Its hard reading period pieces because they use words we don't use. But more, because men and woman's rolls were so much different back then. It was okay for a husband to hit his wife. And that, to me, is just despicable, so when I read about even the threat of a man hitting a woman I just cringe. I have to remind myself that it was a different time, different era. Still I enjoyed this book very much.

Wednesday, October 5, 2011

The first days - Rhiannon Frater

I didn't think I would like this book. I love the idea of zombie's but I rarely find zombie books or movies that I actually like. Odd I know. Having said that, I enjoyed this book. A lot. I love the character's, I love the setting, I love the dialog and I loved the zombies.
In this Kate and Jenni find each other during the first few hours of a zombie outbreak. Fighting their way through the cities and small towns - the finally make a stand in a small Texas town with about a hundred other survivors. Now they try to make a little home while zombie hoard keeps moving in.
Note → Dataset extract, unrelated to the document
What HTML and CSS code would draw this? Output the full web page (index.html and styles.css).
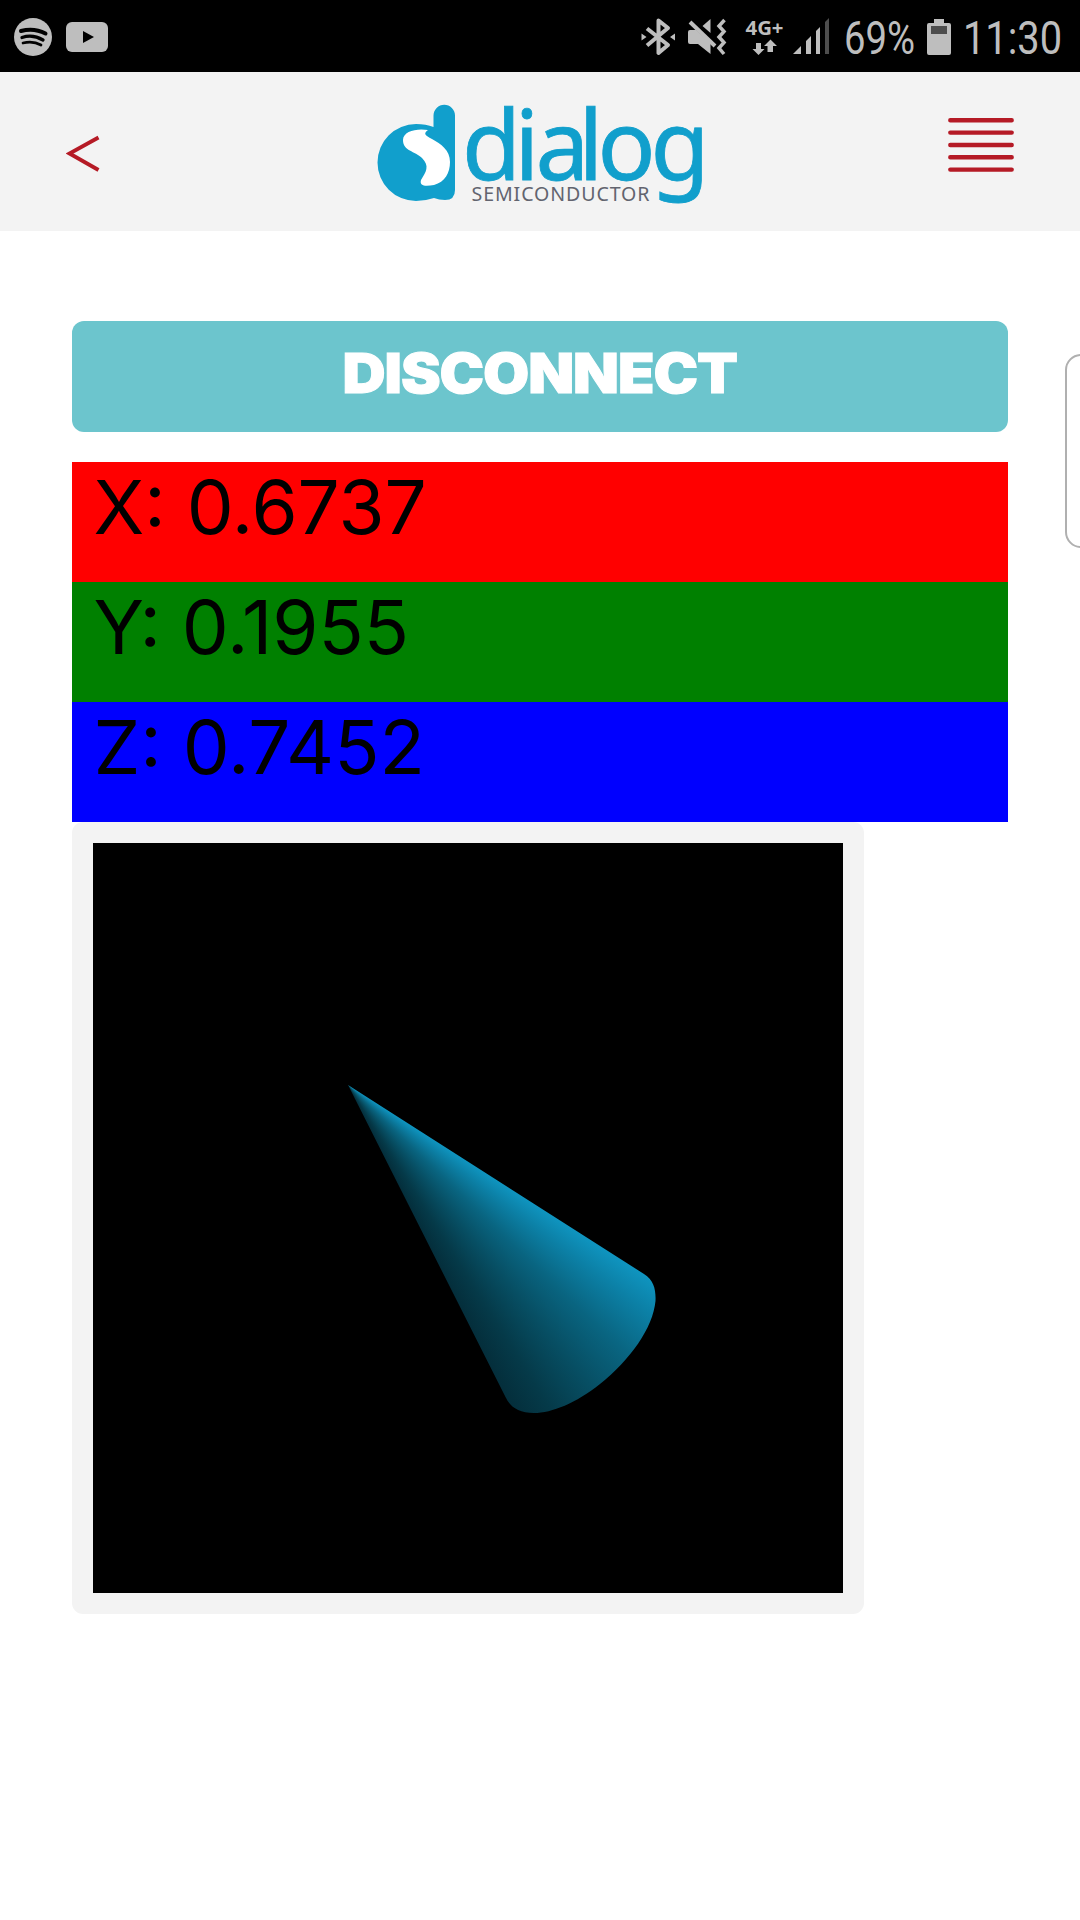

I can't wait to read the next books!

Saturday, October 1, 2011

HIgh Noon - Nora Roberts



Another fun book by Nora Roberts. This book was all the lines of Angel Falls and the like, with a killer in the midst and not knowing who or why. Phoebe MacNamara is negotiator with the Savanna PD. She has a beautiful seven year old daughter, an agoraphobic mother and a past that still haunts her, but has made her what she is today. Her life is plenty full. Full enough that the pursuits of one Duncan Smith don't seem worth her time. Of course, this changes. This is a good book, filled with suspense, romance and humor.

On a personal note, wouldn't it be nice if romance writers wrote the lead character plain. Or even...with some deformity? It gets kind of...tiring to always read of the hot, sexy insert coolest career ever, who meets hot sexy insert loner boy career here. For once I'd like to read of a school teacher who never had a date, who gets swept off her feet by waste management guy. Just saying.